Interestingly, I was told by Huxley expert David Bradshaw of Oxford that when Aldous Huxley wrote Brave New World in the 1930’s, he was not writing it as a dystopia. Like many Europeans and Americans in the early part of the last century (think Woodrow Wilson along with the usual suspects like Hitler, Stalin, Mao, and Ho), Huxley was fascinated by the idea of a planned society. He was also interested in the potential of mind-altering drugs. Only after the Stalinist purges and World War II did he write his famous preface to the novel.

Rather than genetic planning as in Brave New World or Nazi Germany, and rather than economic class planning as in socialist or communist countries, the Chicagoland of Divergent is reminiscent of current educational systems. Standardized tests in most countries with higher education systems today are meant to show a student’s aptitude for various skills or interests.
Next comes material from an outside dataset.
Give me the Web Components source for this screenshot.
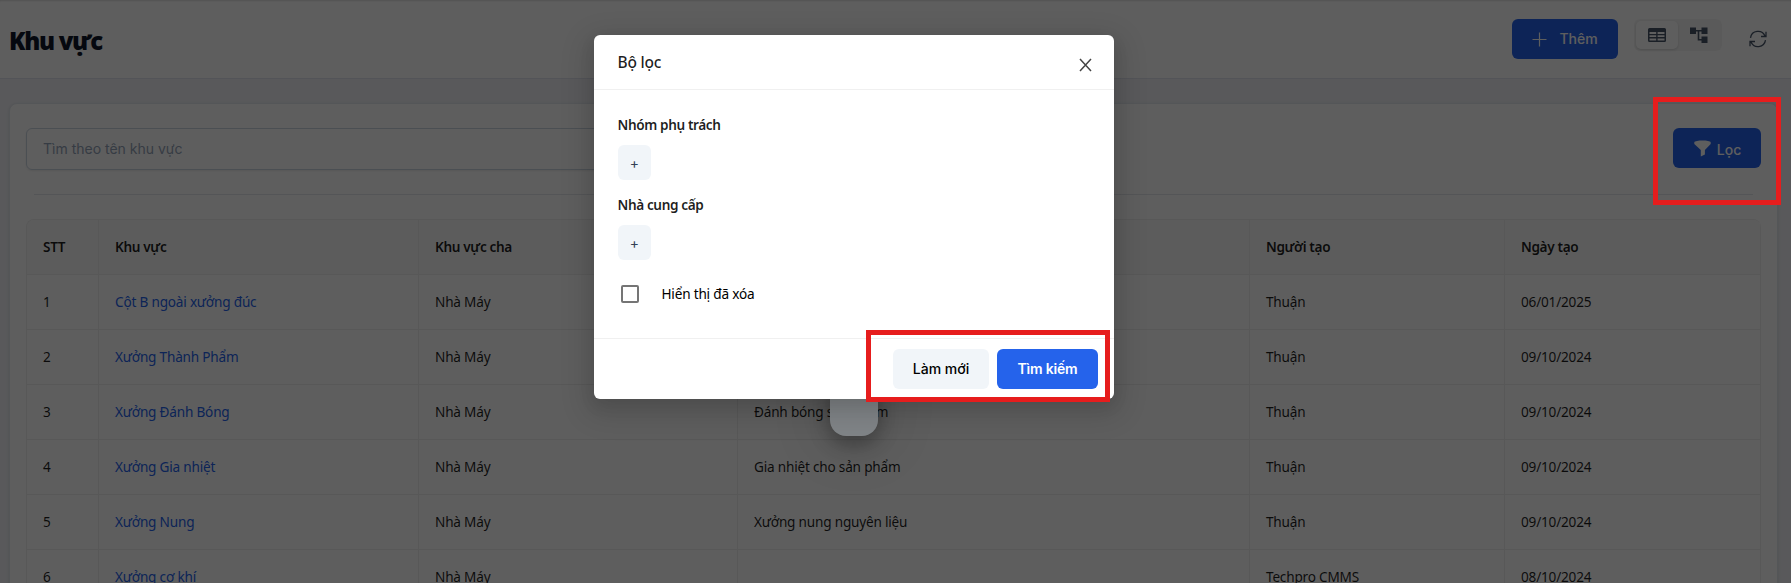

It easy for readers in most places today to imagine such tests becoming a means to socially and politically pigeonhole people and make them conform to a certain type. Scary. The story makes a good case for avoiding schools operated by the government.

Still, Divergent‘s potential dystopia is most like the scariest dystopia of them all. Like the Huxley of 1933, its author of this dystopia did not mean for it to be one. The Insurgent novel raises questions about elitism. Abnegation people are selected to make laws because they are supposed to be selfless. The Erudite leader wants to take over because she sees herself as being more intelligent and understanding better what people want than they do themselves. What is that but one more iteration of the philosopher-kings of Plato’s Republic? (Why not English-teacher-kings?) As longtime Governor of Plymouth Colony William Bradford noted about Plymouth’s own communal experiment:

The experience that we had in this common course and condition, tried sundry years and that amongst godly and sober men, may well evince the vanity of that conceit of Plato’s and other ancients applauded by some in later times; that the taking away of property and bringing in community in a commonwealth would make them happy and flourishing; as if they were wiser than God. (On Plymouth Plantation 1623)
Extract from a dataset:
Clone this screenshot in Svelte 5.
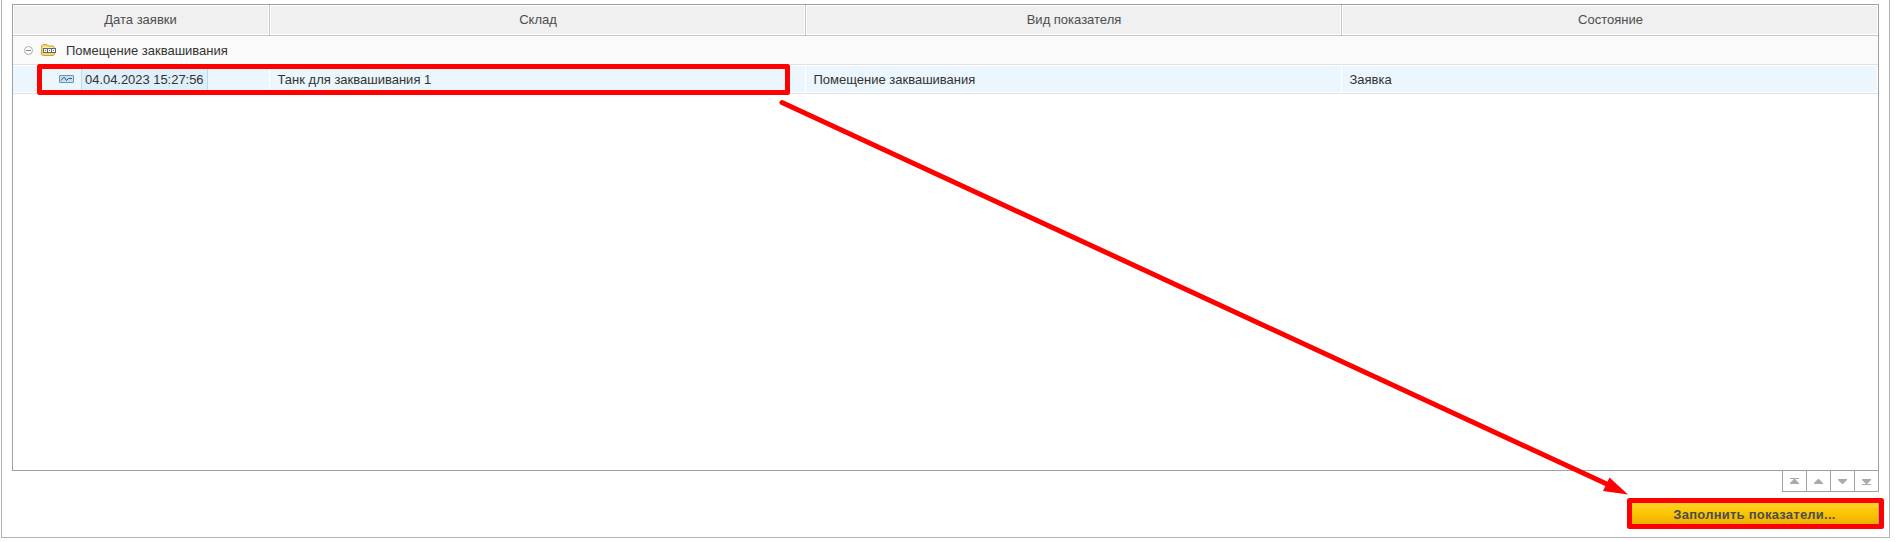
<script>
  const columns = ['Дата заявки', 'Склад', 'Вид показателя', 'Состояние'];
  const cells = ['Танк для заквашивания 1', 'Помещение заквашивания', 'Заявка'];
  const pager = [
    'M0 0H9V1H0ZM4 1H5L9 5V6H0V5Z',
    'M4 1H5L9 5V6H0V5Z',
    'M0 1H9V2L5 6H4L0 2Z',
    'M0 1H9V2L5 6H9V7H0V6H4L0 2Z'
  ];
</script>

<div class="window">
  <div class="table">
    <div class="row head">
      {#each columns as c}<div class="th"><span>{c}</span></div>{/each}
    </div>
    <div class="group">
      <svg class="toggle" width="9" height="9" viewBox="0 0 9 9"><circle cx="4.5" cy="4.5" r="4" fill="#fff" stroke="#aaa" /><path d="M2 4.5H7" stroke="#888" /></svg>
      <svg class="folder" width="16" height="12" viewBox="0 0 16 12">
        <path d="M.5 10.5V2L2 .5H6L7.5 2H12L13.5 3.5V10.5L12.5 11.5H1.5Z" fill="#f8d66d" stroke="#d0a03c" />
        <path d="M1.500 3.500H12" stroke="#fff0ae" />
        <path d="M2 4H15V9H2Z" fill="#5d6870" />
        <path d="M3 5H6V8H3ZM7 5H10V8H7ZM11 5H14V8H11Z" fill="#fff" />
        <path d="M4 6.500H5M8 6.500H9M12 6.500H13" stroke="#5d6870" />
      </svg>
      <span>Помещение заквашивания</span>
    </div>
    <div class="row data">
      <div class="td first">
        <svg width="15" height="8" viewBox="0 0 15 8"><rect x=".5" y=".5" width="14" height="7" rx=".5" fill="#c5e0f5" stroke="#7190aa" /><path d="M2 5.500L4.500 2.500H5.500L7.500 5.500L9.500 3.500H13" fill="none" stroke="#245983" /></svg>
        <span class="date">04.04.2023 15:27:56</span>
      </div>
      {#each cells as c}<div class="td"><span>{c}</span></div>{/each}
    </div>
  </div>
  <div class="pager">
    {#each pager as d}<button aria-label="page"><svg width="9" height="7" viewBox="0 0 9 7"><path {d} fill="#aaa" /></svg></button>{/each}
  </div>
  <button class="fill"><span>Заполнить показатели...</span></button>
  <svg class="marks" width="1898" height="542" viewBox="0 0 1898 542">
    <g fill="none" stroke="#f00" stroke-width="5" stroke-linejoin="round">
      <rect x="39.5" y="66.5" width="748" height="26" />
      <rect x="1629.500" y="500.500" width="252" height="26" />
      <path d="M782 102.500L1610 485.500" stroke-linecap="round" />
    </g>
    <path d="M1628 494.500L1609.500 477.500L1603 491Z" fill="#f00" />
  </svg>
</div>

<style>
  :global(body) { background: #fff; overflow: hidden; }
  .window { position: relative; box-sizing: border-box; width: 1889px; height: 538px; margin-left: 1px; padding: 4px 10px 0; border: 1px solid #b4b4b4; border-top: 0; font: 13px "Liberation Sans", Arial, sans-serif; color: #333; }
  .table { box-sizing: border-box; width: 1867px; height: 467px; border: 1px solid #a0a0a0; }
  .row { display: grid; grid-template-columns: 257px 536px 536px 536px; }
  .head { height: 30px; border-bottom: 1px solid #c6c6c6; color: #4d4d4d; }
  .th { display: flex; align-items: center; justify-content: center; background: #f0f0f0; box-sizing: border-box; border-right: 1px solid #c6c6c6; box-shadow: inset 0 0 0 1px #fff; padding: 0 0 1px 1px; }
  .th:first-child { padding: 0 1px 1px 0; }
  .th:last-child { border-right: 0; }
  .group { display: flex; align-items: center; box-sizing: border-box; height: 29px; padding-left: 11px; background: #fafafa; border-bottom: 1px solid #e1e1e1; }
  .folder { margin: 0 9px 0 8px; }
  .data { height: 28px; border-bottom: 1px solid #e1e1e1; }
  .td { display: flex; align-items: center; box-sizing: border-box; border: solid #fff; border-width: 1px 1px 1px 0; padding-left: 7.5px; background: #ecf6fe; }
  .first { padding-left: 46px; }
  .date { box-sizing: border-box; height: 26px; line-height: 28px; width: 127px; margin-left: 7px; padding-left: 3px; background: #dfeffc; border: solid #b6dcf9; border-width: 0 1px; letter-spacing: -.04px; }
  .pager { display: flex; justify-content: flex-end; width: 1867px; }
  .pager button { display: flex; align-items: flex-start; justify-content: center; box-sizing: border-box; width: 25px; height: 22px; margin: -1px 0 0 -1px; padding: 7px 0 0; border: 1px solid #a0a0a0; background: #fff; }
  .fill { display: block; box-sizing: border-box; width: 248px; height: 23px; margin: 10px 0 0 1619px; padding: 1px 0 0; border: 0; border-right: 1px solid #a0a0a0; background: linear-gradient(#ffd42d, #fcc400 50%, #e9ae00); color: #4d4d4d; font: bold 13px "Liberation Sans", Arial, sans-serif; letter-spacing: .24px; }
  span { white-space: nowrap; }
  .marks { position: absolute; left: -2px; top: 0; pointer-events: none; }
</style>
Though with an idealistic Abnegation background, Tris loves the freedom of the wild Dauntless faction. Though selfish and brutal, it is the closest she can be to free in her planned society. For planned societies are never free. Communism and fascism are both brutal. No “top-down” social order fully recognizes humanity’s gifts from God. Such governments force man to go against his nature and conscience—his “better angels” as Lincoln called them.

Since book three has not yet been released, no reader knows what is beyond Roth’s Chicagoland society, but pigeonholing everyone into a mere five categories is tyrannical, a caste system. There are always “divergents.” God is a creator of infinite variety. And the Kingdom of God is where we all were meant to belong.

For a review of the final book in the trilogy, see our review of Allegiant.

3 thoughts on “Divergent and Insurgent – Review”

  1. Oh my gosh! I JUST finished reading the second one, Insurgent , which was just as good (if not better) than the first one. I really like these, I’m glad you liked it too! I totally did the same thing and read them in one sitting!